[Source material]:
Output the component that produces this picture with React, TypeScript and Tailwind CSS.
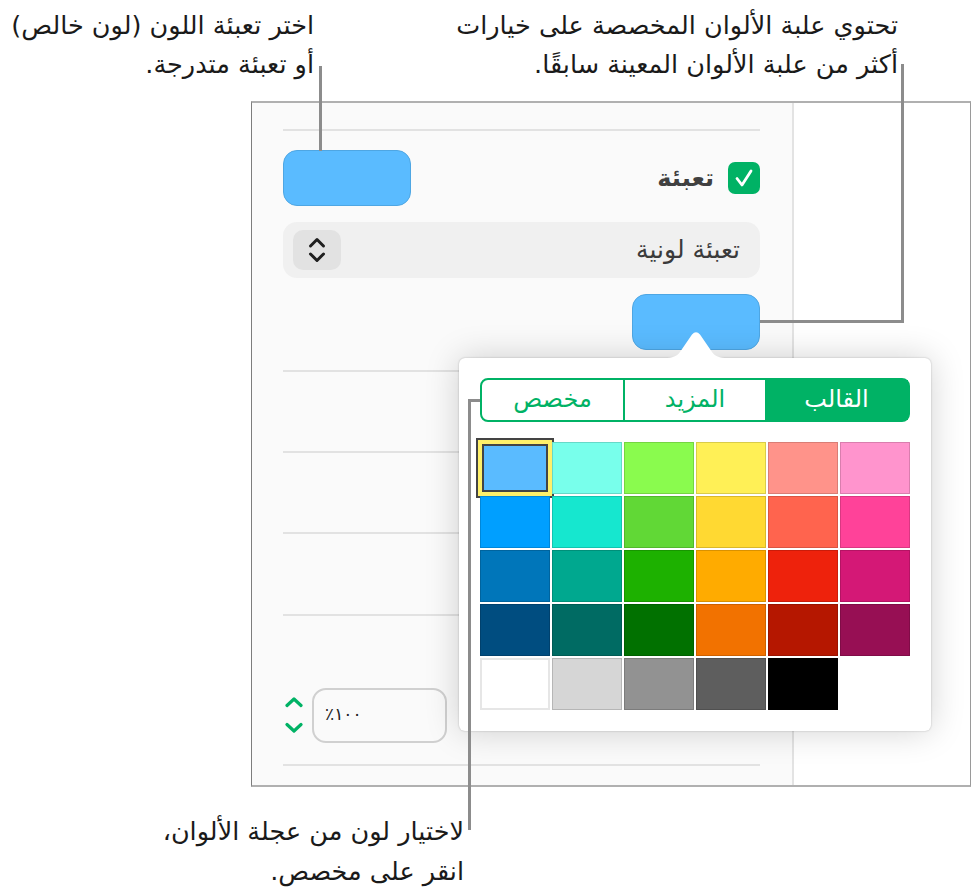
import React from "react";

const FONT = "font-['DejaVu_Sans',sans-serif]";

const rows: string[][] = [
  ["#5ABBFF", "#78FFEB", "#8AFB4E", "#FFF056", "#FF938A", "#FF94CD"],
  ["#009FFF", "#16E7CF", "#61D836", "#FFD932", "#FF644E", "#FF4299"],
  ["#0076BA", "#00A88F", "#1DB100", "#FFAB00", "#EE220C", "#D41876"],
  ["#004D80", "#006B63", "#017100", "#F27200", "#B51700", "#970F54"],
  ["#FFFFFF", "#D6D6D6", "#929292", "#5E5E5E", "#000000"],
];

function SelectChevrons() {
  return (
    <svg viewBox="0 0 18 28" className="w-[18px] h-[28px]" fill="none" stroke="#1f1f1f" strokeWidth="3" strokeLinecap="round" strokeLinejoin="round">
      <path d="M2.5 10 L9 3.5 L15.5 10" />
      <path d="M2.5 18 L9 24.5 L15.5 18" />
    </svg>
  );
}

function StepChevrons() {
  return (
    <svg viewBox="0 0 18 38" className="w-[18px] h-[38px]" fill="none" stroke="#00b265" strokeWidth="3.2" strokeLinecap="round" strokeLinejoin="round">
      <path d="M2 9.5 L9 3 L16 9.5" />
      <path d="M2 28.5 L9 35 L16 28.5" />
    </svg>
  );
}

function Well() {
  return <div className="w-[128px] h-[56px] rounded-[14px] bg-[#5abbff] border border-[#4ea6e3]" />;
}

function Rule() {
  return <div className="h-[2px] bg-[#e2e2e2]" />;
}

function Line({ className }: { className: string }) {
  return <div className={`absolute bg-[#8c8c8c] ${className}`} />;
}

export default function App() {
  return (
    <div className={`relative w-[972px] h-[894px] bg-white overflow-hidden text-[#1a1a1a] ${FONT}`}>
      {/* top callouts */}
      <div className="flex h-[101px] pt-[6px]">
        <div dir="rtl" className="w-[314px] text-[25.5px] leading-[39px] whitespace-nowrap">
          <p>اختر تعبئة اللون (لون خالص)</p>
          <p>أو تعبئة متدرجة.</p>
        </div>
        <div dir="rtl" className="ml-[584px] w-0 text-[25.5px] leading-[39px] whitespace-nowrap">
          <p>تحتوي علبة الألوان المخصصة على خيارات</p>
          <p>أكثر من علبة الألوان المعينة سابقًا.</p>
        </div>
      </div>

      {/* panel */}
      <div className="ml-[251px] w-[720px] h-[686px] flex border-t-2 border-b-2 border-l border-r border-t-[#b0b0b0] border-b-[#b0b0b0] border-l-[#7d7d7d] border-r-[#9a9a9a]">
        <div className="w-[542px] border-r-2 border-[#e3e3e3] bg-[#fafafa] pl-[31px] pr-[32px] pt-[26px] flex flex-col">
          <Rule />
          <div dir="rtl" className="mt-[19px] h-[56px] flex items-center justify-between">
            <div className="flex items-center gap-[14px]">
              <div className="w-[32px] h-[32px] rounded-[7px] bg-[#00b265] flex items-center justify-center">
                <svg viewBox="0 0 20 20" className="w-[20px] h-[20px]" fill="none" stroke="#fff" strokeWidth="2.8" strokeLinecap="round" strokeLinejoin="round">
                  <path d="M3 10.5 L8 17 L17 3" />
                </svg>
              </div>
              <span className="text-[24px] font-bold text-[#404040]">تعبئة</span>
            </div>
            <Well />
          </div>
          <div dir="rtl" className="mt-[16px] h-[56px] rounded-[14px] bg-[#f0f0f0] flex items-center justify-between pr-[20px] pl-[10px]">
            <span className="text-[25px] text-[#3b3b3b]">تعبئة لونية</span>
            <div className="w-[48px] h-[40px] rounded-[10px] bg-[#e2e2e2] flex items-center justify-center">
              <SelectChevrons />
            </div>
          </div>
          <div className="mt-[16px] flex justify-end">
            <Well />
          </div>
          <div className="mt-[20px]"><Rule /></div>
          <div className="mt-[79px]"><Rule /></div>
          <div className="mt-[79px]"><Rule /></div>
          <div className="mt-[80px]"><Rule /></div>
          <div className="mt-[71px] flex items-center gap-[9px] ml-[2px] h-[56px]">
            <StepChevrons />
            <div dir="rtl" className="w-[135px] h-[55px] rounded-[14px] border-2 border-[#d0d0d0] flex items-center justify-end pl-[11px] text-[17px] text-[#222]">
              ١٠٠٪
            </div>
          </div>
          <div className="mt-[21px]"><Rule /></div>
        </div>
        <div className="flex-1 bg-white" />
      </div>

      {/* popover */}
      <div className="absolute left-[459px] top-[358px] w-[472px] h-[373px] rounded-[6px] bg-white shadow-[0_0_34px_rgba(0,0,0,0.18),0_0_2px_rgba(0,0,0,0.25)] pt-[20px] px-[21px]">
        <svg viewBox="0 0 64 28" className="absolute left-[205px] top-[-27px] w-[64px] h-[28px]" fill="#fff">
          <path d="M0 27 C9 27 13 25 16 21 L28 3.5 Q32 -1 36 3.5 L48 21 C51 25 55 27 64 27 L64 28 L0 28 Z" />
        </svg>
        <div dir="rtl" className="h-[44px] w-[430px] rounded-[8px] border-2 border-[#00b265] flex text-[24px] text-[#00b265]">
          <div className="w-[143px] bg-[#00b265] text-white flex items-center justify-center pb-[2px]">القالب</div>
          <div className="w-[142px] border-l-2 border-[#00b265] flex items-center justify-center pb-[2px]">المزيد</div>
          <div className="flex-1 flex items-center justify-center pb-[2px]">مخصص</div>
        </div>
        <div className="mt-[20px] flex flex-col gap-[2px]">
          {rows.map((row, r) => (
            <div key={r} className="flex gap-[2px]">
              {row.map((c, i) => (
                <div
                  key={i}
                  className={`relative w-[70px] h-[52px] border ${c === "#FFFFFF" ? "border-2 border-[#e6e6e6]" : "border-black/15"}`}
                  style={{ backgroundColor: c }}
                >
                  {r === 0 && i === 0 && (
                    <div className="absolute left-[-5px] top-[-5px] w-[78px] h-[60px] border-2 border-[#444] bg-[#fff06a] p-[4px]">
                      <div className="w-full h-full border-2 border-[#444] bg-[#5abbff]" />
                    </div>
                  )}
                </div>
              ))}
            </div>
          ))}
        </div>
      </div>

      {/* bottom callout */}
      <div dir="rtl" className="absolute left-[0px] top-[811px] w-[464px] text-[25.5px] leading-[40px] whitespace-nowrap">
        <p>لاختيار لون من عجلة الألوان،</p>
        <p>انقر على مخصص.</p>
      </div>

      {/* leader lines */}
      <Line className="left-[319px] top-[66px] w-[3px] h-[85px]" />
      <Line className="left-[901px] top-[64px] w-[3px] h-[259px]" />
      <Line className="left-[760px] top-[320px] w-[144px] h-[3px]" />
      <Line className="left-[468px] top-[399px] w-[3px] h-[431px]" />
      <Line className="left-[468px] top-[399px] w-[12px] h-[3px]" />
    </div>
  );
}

[What the task requires]:
Go through the listing above and write it out again exactly, dropping the pictures.

[Worked answer]:
Output the component that produces this picture with React, TypeScript and Tailwind CSS.
import React from "react";

const FONT = "font-['DejaVu_Sans',sans-serif]";

const rows: string[][] = [
  ["#5ABBFF", "#78FFEB", "#8AFB4E", "#FFF056", "#FF938A", "#FF94CD"],
  ["#009FFF", "#16E7CF", "#61D836", "#FFD932", "#FF644E", "#FF4299"],
  ["#0076BA", "#00A88F", "#1DB100", "#FFAB00", "#EE220C", "#D41876"],
  ["#004D80", "#006B63", "#017100", "#F27200", "#B51700", "#970F54"],
  ["#FFFFFF", "#D6D6D6", "#929292", "#5E5E5E", "#000000"],
];

function SelectChevrons() {
  return (
    <svg viewBox="0 0 18 28" className="w-[18px] h-[28px]" fill="none" stroke="#1f1f1f" strokeWidth="3" strokeLinecap="round" strokeLinejoin="round">
      <path d="M2.5 10 L9 3.5 L15.5 10" />
      <path d="M2.5 18 L9 24.5 L15.5 18" />
    </svg>
  );
}

function StepChevrons() {
  return (
    <svg viewBox="0 0 18 38" className="w-[18px] h-[38px]" fill="none" stroke="#00b265" strokeWidth="3.2" strokeLinecap="round" strokeLinejoin="round">
      <path d="M2 9.5 L9 3 L16 9.5" />
      <path d="M2 28.5 L9 35 L16 28.5" />
    </svg>
  );
}

function Well() {
  return <div className="w-[128px] h-[56px] rounded-[14px] bg-[#5abbff] border border-[#4ea6e3]" />;
}

function Rule() {
  return <div className="h-[2px] bg-[#e2e2e2]" />;
}

function Line({ className }: { className: string }) {
  return <div className={`absolute bg-[#8c8c8c] ${className}`} />;
}

export default function App() {
  return (
    <div className={`relative w-[972px] h-[894px] bg-white overflow-hidden text-[#1a1a1a] ${FONT}`}>
      {/* top callouts */}
      <div className="flex h-[101px] pt-[6px]">
        <div dir="rtl" className="w-[314px] text-[25.5px] leading-[39px] whitespace-nowrap">
          <p>اختر تعبئة اللون (لون خالص)</p>
          <p>أو تعبئة متدرجة.</p>
        </div>
        <div dir="rtl" className="ml-[584px] w-0 text-[25.5px] leading-[39px] whitespace-nowrap">
          <p>تحتوي علبة الألوان المخصصة على خيارات</p>
          <p>أكثر من علبة الألوان المعينة سابقًا.</p>
        </div>
      </div>

      {/* panel */}
      <div className="ml-[251px] w-[720px] h-[686px] flex border-t-2 border-b-2 border-l border-r border-t-[#b0b0b0] border-b-[#b0b0b0] border-l-[#7d7d7d] border-r-[#9a9a9a]">
        <div className="w-[542px] border-r-2 border-[#e3e3e3] bg-[#fafafa] pl-[31px] pr-[32px] pt-[26px] flex flex-col">
          <Rule />
          <div dir="rtl" className="mt-[19px] h-[56px] flex items-center justify-between">
            <div className="flex items-center gap-[14px]">
              <div className="w-[32px] h-[32px] rounded-[7px] bg-[#00b265] flex items-center justify-center">
                <svg viewBox="0 0 20 20" className="w-[20px] h-[20px]" fill="none" stroke="#fff" strokeWidth="2.8" strokeLinecap="round" strokeLinejoin="round">
                  <path d="M3 10.5 L8 17 L17 3" />
                </svg>
              </div>
              <span className="text-[24px] font-bold text-[#404040]">تعبئة</span>
            </div>
            <Well />
          </div>
          <div dir="rtl" className="mt-[16px] h-[56px] rounded-[14px] bg-[#f0f0f0] flex items-center justify-between pr-[20px] pl-[10px]">
            <span className="text-[25px] text-[#3b3b3b]">تعبئة لونية</span>
            <div className="w-[48px] h-[40px] rounded-[10px] bg-[#e2e2e2] flex items-center justify-center">
              <SelectChevrons />
            </div>
          </div>
          <div className="mt-[16px] flex justify-end">
            <Well />
          </div>
          <div className="mt-[20px]"><Rule /></div>
          <div className="mt-[79px]"><Rule /></div>
          <div className="mt-[79px]"><Rule /></div>
          <div className="mt-[80px]"><Rule /></div>
          <div className="mt-[71px] flex items-center gap-[9px] ml-[2px] h-[56px]">
            <StepChevrons />
            <div dir="rtl" className="w-[135px] h-[55px] rounded-[14px] border-2 border-[#d0d0d0] flex items-center justify-end pl-[11px] text-[17px] text-[#222]">
              ١٠٠٪
            </div>
          </div>
          <div className="mt-[21px]"><Rule /></div>
        </div>
        <div className="flex-1 bg-white" />
      </div>

      {/* popover */}
      <div className="absolute left-[459px] top-[358px] w-[472px] h-[373px] rounded-[6px] bg-white shadow-[0_0_34px_rgba(0,0,0,0.18),0_0_2px_rgba(0,0,0,0.25)] pt-[20px] px-[21px]">
        <svg viewBox="0 0 64 28" className="absolute left-[205px] top-[-27px] w-[64px] h-[28px]" fill="#fff">
          <path d="M0 27 C9 27 13 25 16 21 L28 3.5 Q32 -1 36 3.5 L48 21 C51 25 55 27 64 27 L64 28 L0 28 Z" />
        </svg>
        <div dir="rtl" className="h-[44px] w-[430px] rounded-[8px] border-2 border-[#00b265] flex text-[24px] text-[#00b265]">
          <div className="w-[143px] bg-[#00b265] text-white flex items-center justify-center pb-[2px]">القالب</div>
          <div className="w-[142px] border-l-2 border-[#00b265] flex items-center justify-center pb-[2px]">المزيد</div>
          <div className="flex-1 flex items-center justify-center pb-[2px]">مخصص</div>
        </div>
        <div className="mt-[20px] flex flex-col gap-[2px]">
          {rows.map((row, r) => (
            <div key={r} className="flex gap-[2px]">
              {row.map((c, i) => (
                <div
                  key={i}
                  className={`relative w-[70px] h-[52px] border ${c === "#FFFFFF" ? "border-2 border-[#e6e6e6]" : "border-black/15"}`}
                  style={{ backgroundColor: c }}
                >
                  {r === 0 && i === 0 && (
                    <div className="absolute left-[-5px] top-[-5px] w-[78px] h-[60px] border-2 border-[#444] bg-[#fff06a] p-[4px]">
                      <div className="w-full h-full border-2 border-[#444] bg-[#5abbff]" />
                    </div>
                  )}
                </div>
              ))}
            </div>
          ))}
        </div>
      </div>

      {/* bottom callout */}
      <div dir="rtl" className="absolute left-[0px] top-[811px] w-[464px] text-[25.5px] leading-[40px] whitespace-nowrap">
        <p>لاختيار لون من عجلة الألوان،</p>
        <p>انقر على مخصص.</p>
      </div>

      {/* leader lines */}
      <Line className="left-[319px] top-[66px] w-[3px] h-[85px]" />
      <Line className="left-[901px] top-[64px] w-[3px] h-[259px]" />
      <Line className="left-[760px] top-[320px] w-[144px] h-[3px]" />
      <Line className="left-[468px] top-[399px] w-[3px] h-[431px]" />
      <Line className="left-[468px] top-[399px] w-[12px] h-[3px]" />
    </div>
  );
}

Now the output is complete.